Wednesday 25 July 2012

C/C++ Build Systems

I've been looking a lot lately at build systems for developing C/C++ projects, and have come to a general state of despair about them.

I should say first that I am a professional Java developer, with some more recent experience with Groovy and Scala running on the JVM, and that some of this is likely coloured by that experience. In the Java/Groovy/Scala world there are a number of build systems that can be chosen from, chiefly Ant, Maven, Gradle, and SBT as the ones I've used. I've used Maven a whole lot, Ant a decent amount, and Gradle and SBT are both very new to me still. Gradle in particular I really like because of one overriding thing - it makes the simple case very very simple.

If you then go to look at the C/C++ ecosystem it's a very different story. Choices here that I've looked at include Make, Autotools, CMake, SCons, Waf, and Boost.Build. I'm very aware that this is an incomplete look,but it seems to be the major ones (Not counting Visual Studio, which isn't so much a build system as an entire environment that will also build your projects, but loses out on the fact that it's Windows only). Out of these build systems, the first thing to notice is that they all fail to make the simple case even remotely simple. In the case of SCons and Waf, which a lot of people champion as being very powerful and flexible, you need to first learn Python before you can use them because the build script is actually a python script! That - in my mind - is verging on insanity. The few examples of real projects using Waf and SCons have had build scripts over 1,000 lines long!
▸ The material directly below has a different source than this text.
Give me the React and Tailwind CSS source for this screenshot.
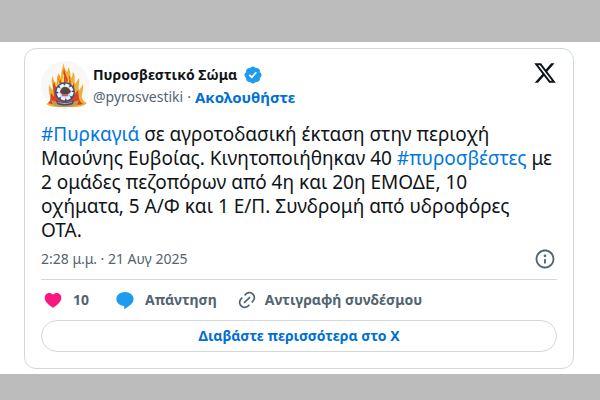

What I really want from a C/C++ build system isn't - in my opinion - all that difficult.
  • Make the simple case simple. The simplest case is no dependencies, and just compile every single source file in the project together into one binary (Executable or Library as appropriate). I see no reason why a build system couldn't achieve this off of at most a couple of lines of configuration.
  • Make simple dependency management simple. A lot of libraries out there make use of pkg-config. A lot of the ones that don't are the same library and path names across platforms anyway. I should be able to add a dependency on "zlib" - which is in my pkg-config list - as easily as just stating that I now depend on zlib, optionally with version requirements.
  • Make multi-module projects simple. I should be able to have a multi-module project - that is a project that builds more than one output, all of which work together - as simply as specifying the outputs - most likely as separate subdirectories with their own source trees under them - and have it just work. When I do this, dependencies between the different modules should still be simple.
Unless I'm missing something, none of this seems like rocket science.